WHAT YOU NEED TO DO:
Word for word, print each line of the listing below; pictures stay out.

SOURCE DATA:

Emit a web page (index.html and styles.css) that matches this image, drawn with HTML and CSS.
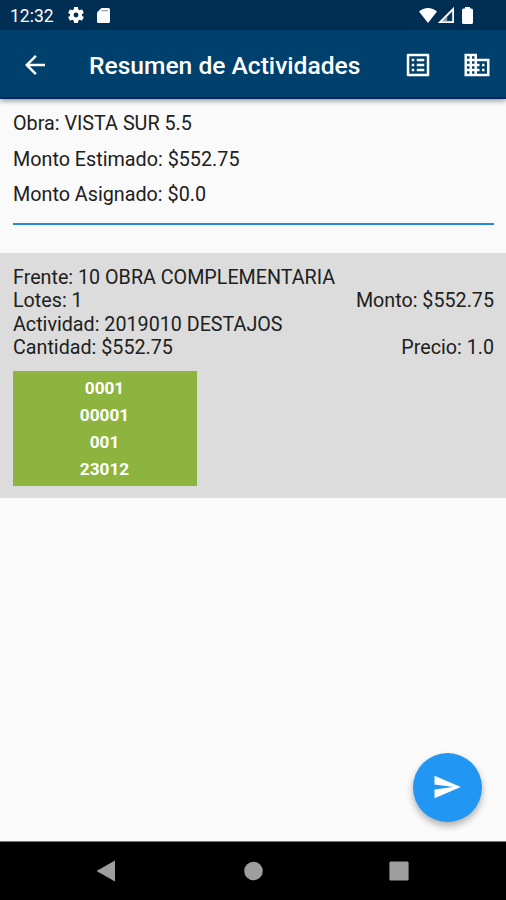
FILE: index.html
```html
<!DOCTYPE html>
<html lang="es">
<head>
<meta charset="utf-8">
<title>Resumen de Actividades</title>
<link rel="stylesheet" href="styles.css">
</head>
<body>
<div class="status">
  <span class="clock">12:32</span>
  <svg class="gear" viewBox="2 2 20 20"><path fill-rule="evenodd" d="M19.43 12.98c.04-.32.07-.64.07-.98s-.03-.66-.07-.98l2.11-1.65c.19-.15.24-.42.12-.64l-2-3.46c-.12-.22-.39-.3-.61-.22l-2.49 1c-.52-.4-1.08-.73-1.69-.98l-.38-2.65A.49.49 0 0 0 14 2h-4c-.25 0-.46.18-.49.42l-.38 2.65c-.61.25-1.17.59-1.69.98l-2.49-1c-.23-.09-.49 0-.61.22l-2 3.46c-.13.22-.07.49.12.64l2.11 1.65c-.04.32-.07.65-.07.98s.03.66.07.98l-2.11 1.65c-.19.15-.24.42-.12.64l2 3.46c.12.22.39.3.61.22l2.49-1c.52.4 1.08.73 1.69.98l.38 2.65c.03.24.24.42.49.42h4c.25 0 .46-.18.49-.42l.38-2.65c.61-.25 1.17-.59 1.69-.98l2.49 1c.23.09.49 0 .61-.22l2-3.46c.12-.22.07-.49-.12-.64zM12 15a3 3 0 1 1 0-6 3 3 0 0 1 0 6z"/></svg>
  <svg class="sd" viewBox="0 0 13 15"><path d="M4.500 0H11.500Q13 0 13 1.500V13.500Q13 15 11.500 15H1.500Q0 15 0 13.500V4.500z"/><path class="sd-slots" d="M4.500 2h6.500v1.300H4.500z"/></svg>
  <span class="grow"></span>
  <svg class="wifi" viewBox="0 0 18 15"><path d="M0 3.500Q4 0 9 0t9 3.500L9 15z"/></svg>
  <svg class="signal" viewBox="0 0 16 16"><path fill-rule="evenodd" d="M16 0v16H0zM14.300 4.200 4.300 14.200h10z"/><path class="signal-fill" d="M8.800 9.700v4.500H4.300z"/></svg>
  <svg class="battery" viewBox="0 0 11 17"><path d="M3 0h5v1.500h1.500Q11 1.500 11 3v12.500Q11 17 9.500 17h-8Q0 17 0 15.500V3Q0 1.500 1.500 1.500H3z"/></svg>
</div>
<header class="bar">
  <svg class="icon back" viewBox="0 0 24 24"><path d="M20 11H7.830l5.590-5.590L12 4l-8 8 8 8 1.410-1.410L7.830 13H20z"/></svg>
  <h1>Resumen de Actividades</h1>
  <svg class="icon list" viewBox="0 0 24 24"><path fill-rule="evenodd" d="M19 5v14H5V5h14m1.100-2H3.900c-.5 0-.9.400-.9.900v16.200c0 .4.400.9.900.9h16.200c.4 0 .9-.5.9-.9V3.900c0-.5-.5-.9-.9-.9zM11 7h6v2h-6zm0 4h6v2h-6zm0 4h6v2h-6zM7 7h2v2H7zm0 4h2v2H7zm0 4h2v2H7z"/></svg>
  <svg class="icon domain" viewBox="0 0 24 24"><path d="M12 7V3H2v18h20V7H12zM6 19H4v-2h2v2zm0-4H4v-2h2v2zm0-4H4V9h2v2zm0-4H4V5h2v2zm4 12H8v-2h2v2zm0-4H8v-2h2v2zm0-4H8V9h2v2zm0-4H8V5h2v2zm10 12h-8v-2h2v-2h-2v-2h2v-2h-2V9h8v10zm-2-8h-2v2h2v-2zm0 4h-2v2h2v-2z"/></svg>
</header>
<main>
  <section class="summary">
    <p>Obra: VISTA SUR 5.5</p>
    <p>Monto Estimado: $552.75</p>
    <p>Monto Asignado: $0.0</p>
  </section>
  <section class="card">
    <div class="row"><span>Frente: 10 OBRA COMPLEMENTARIA</span></div>
    <div class="row"><span>Lotes: 1</span><span>Monto: $552.75</span></div>
    <div class="row"><span>Actividad: 2019010 DESTAJOS</span></div>
    <div class="row"><span>Cantidad: $552.75</span><span>Precio: 1.0</span></div>
    <div class="lot"><span>0001</span><span>00001</span><span>001</span><span>23012</span></div>
  </section>
  <button class="fab" aria-label="Enviar"><svg class="icon" viewBox="0 0 24 24"><path d="M2.010 21 23 12 2.010 3 2 10l15 2-15 2z"/></svg></button>
</main>
<nav class="nav">
  <svg viewBox="0 0 20 22"><path d="M19 .5v21L.5 11z"/></svg>
  <svg viewBox="0 0 20 22"><circle cx="10.500" cy="11" r="9.300"/></svg>
  <svg viewBox="0 0 20 22"><rect x=".4" y="1.400" width="19.200" height="19.200" rx="1.500"/></svg>
</nav>
</body>
</html>
```

FILE: styles.css
```css
* { box-sizing: border-box; }
body {
  margin: 0;
  height: 900px;
  display: flex;
  flex-direction: column;
  overflow: hidden;
  background: #fafafa;
  color: #202020;
  font-family: Roboto, "Liberation Sans", sans-serif;
}
svg { display: block; flex: none; fill: #fff; }
.status {
  height: 30px;
  flex: none;
  display: flex;
  align-items: center;
  padding: 0 33px 0 10px;
  background: #002f53;
  color: #fff;
}
.clock { width: 58px; padding-top: 2px; font-size: 17.500px; line-height: 30px; }
.gear { width: 16px; height: 16px; }
.sd { width: 13px; height: 15px; margin-left: 13px; }
.sd-slots { fill: #9aa9b5; }
.grow { flex: 1; }
.wifi { width: 18px; height: 15px; }
.signal { width: 16px; height: 16px; margin: 0 8px 0 1px; stroke: #fff; stroke-width: .3; }
.signal-fill { fill: #8496a8; }
.battery { width: 11px; height: 17px; }
.bar {
  height: 69px;
  flex: none;
  display: flex;
  align-items: center;
  padding: 2px 14px 0 20px;
  background: #00406d;
  border-bottom: 2px solid #002563;
  box-shadow: 0 2px 5px rgba(0, 0, 0, .4);
  color: #fff;
  z-index: 1;
}
.icon { width: 30px; height: 30px; }
h1 {
  flex: 1;
  margin: 0 0 0 39px;
  padding-top: 3px;
  font-size: 24.600px;
  font-weight: 500;
  line-height: 30px;
  white-space: nowrap;
}
.domain { margin-left: 29px; }
main { flex: 1; position: relative; }
.summary {
  height: 126px;
  margin: 0 12px 28px 13px;
  padding-top: 7px;
  border-bottom: 2px solid #2389dc;
}
.summary p { margin: 0; font-size: 19.750px; line-height: 35.600px; }
.card { height: 245px; padding: 13px 12px 0 13px; background: #dcdcdc; }
.row {
  display: flex;
  justify-content: space-between;
  font-size: 19.720px;
  line-height: 23.250px;
}
.lot {
  width: 184px;
  height: 115px;
  margin-top: 12px;
  padding: 4px 1px 0 0;
  display: flex;
  flex-direction: column;
  align-items: center;
  background: #8cb43e;
  color: #fff;
  font-size: 17.200px;
  font-weight: 700;
  line-height: 27px;
}
.fab {
  position: absolute;
  right: 24px;
  bottom: 19px;
  width: 69px;
  height: 69px;
  padding: 0;
  border: 0;
  border-radius: 50%;
  display: grid;
  place-items: center;
  background: #2196f3;
  box-shadow: 0 4px 7px rgba(0, 0, 0, .3);
}
.fab .icon { margin: -1px 0 0 -1px; }
.nav {
  height: 59px;
  flex: none;
  display: flex;
  align-items: center;
  justify-content: space-between;
  padding: 0 97px 1px 96px;
  background: #000;
  border-top: 1px solid #777;
}
.nav svg { width: 20px; height: 22px; fill: #9e9e9e; }
```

ANSWER TO THIS PROBLEM:
Emit a web page (index.html and styles.css) that matches this image, drawn with HTML and CSS.
FILE: index.html
```html
<!DOCTYPE html>
<html lang="es">
<head>
<meta charset="utf-8">
<title>Resumen de Actividades</title>
<link rel="stylesheet" href="styles.css">
</head>
<body>
<div class="status">
  <span class="clock">12:32</span>
  <svg class="gear" viewBox="2 2 20 20"><path fill-rule="evenodd" d="M19.43 12.98c.04-.32.07-.64.07-.98s-.03-.66-.07-.98l2.11-1.65c.19-.15.24-.42.12-.64l-2-3.46c-.12-.22-.39-.3-.61-.22l-2.49 1c-.52-.4-1.08-.73-1.69-.98l-.38-2.65A.49.49 0 0 0 14 2h-4c-.25 0-.46.18-.49.42l-.38 2.65c-.61.25-1.17.59-1.69.98l-2.49-1c-.23-.09-.49 0-.61.22l-2 3.46c-.13.22-.07.49.12.64l2.11 1.65c-.04.32-.07.65-.07.98s.03.66.07.98l-2.11 1.65c-.19.15-.24.42-.12.64l2 3.46c.12.22.39.3.61.22l2.49-1c.52.4 1.08.73 1.69.98l.38 2.65c.03.24.24.42.49.42h4c.25 0 .46-.18.49-.42l.38-2.65c.61-.25 1.17-.59 1.69-.98l2.49 1c.23.09.49 0 .61-.22l2-3.46c.12-.22.07-.49-.12-.64zM12 15a3 3 0 1 1 0-6 3 3 0 0 1 0 6z"/></svg>
  <svg class="sd" viewBox="0 0 13 15"><path d="M4.500 0H11.500Q13 0 13 1.500V13.500Q13 15 11.500 15H1.500Q0 15 0 13.500V4.500z"/><path class="sd-slots" d="M4.500 2h6.500v1.300H4.500z"/></svg>
  <span class="grow"></span>
  <svg class="wifi" viewBox="0 0 18 15"><path d="M0 3.500Q4 0 9 0t9 3.500L9 15z"/></svg>
  <svg class="signal" viewBox="0 0 16 16"><path fill-rule="evenodd" d="M16 0v16H0zM14.300 4.200 4.300 14.200h10z"/><path class="signal-fill" d="M8.800 9.700v4.500H4.300z"/></svg>
  <svg class="battery" viewBox="0 0 11 17"><path d="M3 0h5v1.500h1.500Q11 1.500 11 3v12.500Q11 17 9.500 17h-8Q0 17 0 15.500V3Q0 1.500 1.500 1.500H3z"/></svg>
</div>
<header class="bar">
  <svg class="icon back" viewBox="0 0 24 24"><path d="M20 11H7.830l5.590-5.590L12 4l-8 8 8 8 1.410-1.410L7.830 13H20z"/></svg>
  <h1>Resumen de Actividades</h1>
  <svg class="icon list" viewBox="0 0 24 24"><path fill-rule="evenodd" d="M19 5v14H5V5h14m1.100-2H3.900c-.5 0-.9.400-.9.900v16.200c0 .4.400.9.900.9h16.200c.4 0 .9-.5.9-.9V3.900c0-.5-.5-.9-.9-.9zM11 7h6v2h-6zm0 4h6v2h-6zm0 4h6v2h-6zM7 7h2v2H7zm0 4h2v2H7zm0 4h2v2H7z"/></svg>
  <svg class="icon domain" viewBox="0 0 24 24"><path d="M12 7V3H2v18h20V7H12zM6 19H4v-2h2v2zm0-4H4v-2h2v2zm0-4H4V9h2v2zm0-4H4V5h2v2zm4 12H8v-2h2v2zm0-4H8v-2h2v2zm0-4H8V9h2v2zm0-4H8V5h2v2zm10 12h-8v-2h2v-2h-2v-2h2v-2h-2V9h8v10zm-2-8h-2v2h2v-2zm0 4h-2v2h2v-2z"/></svg>
</header>
<main>
  <section class="summary">
    <p>Obra: VISTA SUR 5.5</p>
    <p>Monto Estimado: $552.75</p>
    <p>Monto Asignado: $0.0</p>
  </section>
  <section class="card">
    <div class="row"><span>Frente: 10 OBRA COMPLEMENTARIA</span></div>
    <div class="row"><span>Lotes: 1</span><span>Monto: $552.75</span></div>
    <div class="row"><span>Actividad: 2019010 DESTAJOS</span></div>
    <div class="row"><span>Cantidad: $552.75</span><span>Precio: 1.0</span></div>
    <div class="lot"><span>0001</span><span>00001</span><span>001</span><span>23012</span></div>
  </section>
  <button class="fab" aria-label="Enviar"><svg class="icon" viewBox="0 0 24 24"><path d="M2.010 21 23 12 2.010 3 2 10l15 2-15 2z"/></svg></button>
</main>
<nav class="nav">
  <svg viewBox="0 0 20 22"><path d="M19 .5v21L.5 11z"/></svg>
  <svg viewBox="0 0 20 22"><circle cx="10.500" cy="11" r="9.300"/></svg>
  <svg viewBox="0 0 20 22"><rect x=".4" y="1.400" width="19.200" height="19.200" rx="1.500"/></svg>
</nav>
</body>
</html>
```

FILE: styles.css
```css
* { box-sizing: border-box; }
body {
  margin: 0;
  height: 900px;
  display: flex;
  flex-direction: column;
  overflow: hidden;
  background: #fafafa;
  color: #202020;
  font-family: Roboto, "Liberation Sans", sans-serif;
}
svg { display: block; flex: none; fill: #fff; }
.status {
  height: 30px;
  flex: none;
  display: flex;
  align-items: center;
  padding: 0 33px 0 10px;
  background: #002f53;
  color: #fff;
}
.clock { width: 58px; padding-top: 2px; font-size: 17.500px; line-height: 30px; }
.gear { width: 16px; height: 16px; }
.sd { width: 13px; height: 15px; margin-left: 13px; }
.sd-slots { fill: #9aa9b5; }
.grow { flex: 1; }
.wifi { width: 18px; height: 15px; }
.signal { width: 16px; height: 16px; margin: 0 8px 0 1px; stroke: #fff; stroke-width: .3; }
.signal-fill { fill: #8496a8; }
.battery { width: 11px; height: 17px; }
.bar {
  height: 69px;
  flex: none;
  display: flex;
  align-items: center;
  padding: 2px 14px 0 20px;
  background: #00406d;
  border-bottom: 2px solid #002563;
  box-shadow: 0 2px 5px rgba(0, 0, 0, .4);
  color: #fff;
  z-index: 1;
}
.icon { width: 30px; height: 30px; }
h1 {
  flex: 1;
  margin: 0 0 0 39px;
  padding-top: 3px;
  font-size: 24.600px;
  font-weight: 500;
  line-height: 30px;
  white-space: nowrap;
}
.domain { margin-left: 29px; }
main { flex: 1; position: relative; }
.summary {
  height: 126px;
  margin: 0 12px 28px 13px;
  padding-top: 7px;
  border-bottom: 2px solid #2389dc;
}
.summary p { margin: 0; font-size: 19.750px; line-height: 35.600px; }
.card { height: 245px; padding: 13px 12px 0 13px; background: #dcdcdc; }
.row {
  display: flex;
  justify-content: space-between;
  font-size: 19.720px;
  line-height: 23.250px;
}
.lot {
  width: 184px;
  height: 115px;
  margin-top: 12px;
  padding: 4px 1px 0 0;
  display: flex;
  flex-direction: column;
  align-items: center;
  background: #8cb43e;
  color: #fff;
  font-size: 17.200px;
  font-weight: 700;
  line-height: 27px;
}
.fab {
  position: absolute;
  right: 24px;
  bottom: 19px;
  width: 69px;
  height: 69px;
  padding: 0;
  border: 0;
  border-radius: 50%;
  display: grid;
  place-items: center;
  background: #2196f3;
  box-shadow: 0 4px 7px rgba(0, 0, 0, .3);
}
.fab .icon { margin: -1px 0 0 -1px; }
.nav {
  height: 59px;
  flex: none;
  display: flex;
  align-items: center;
  justify-content: space-between;
  padding: 0 97px 1px 96px;
  background: #000;
  border-top: 1px solid #777;
}
.nav svg { width: 20px; height: 22px; fill: #9e9e9e; }
```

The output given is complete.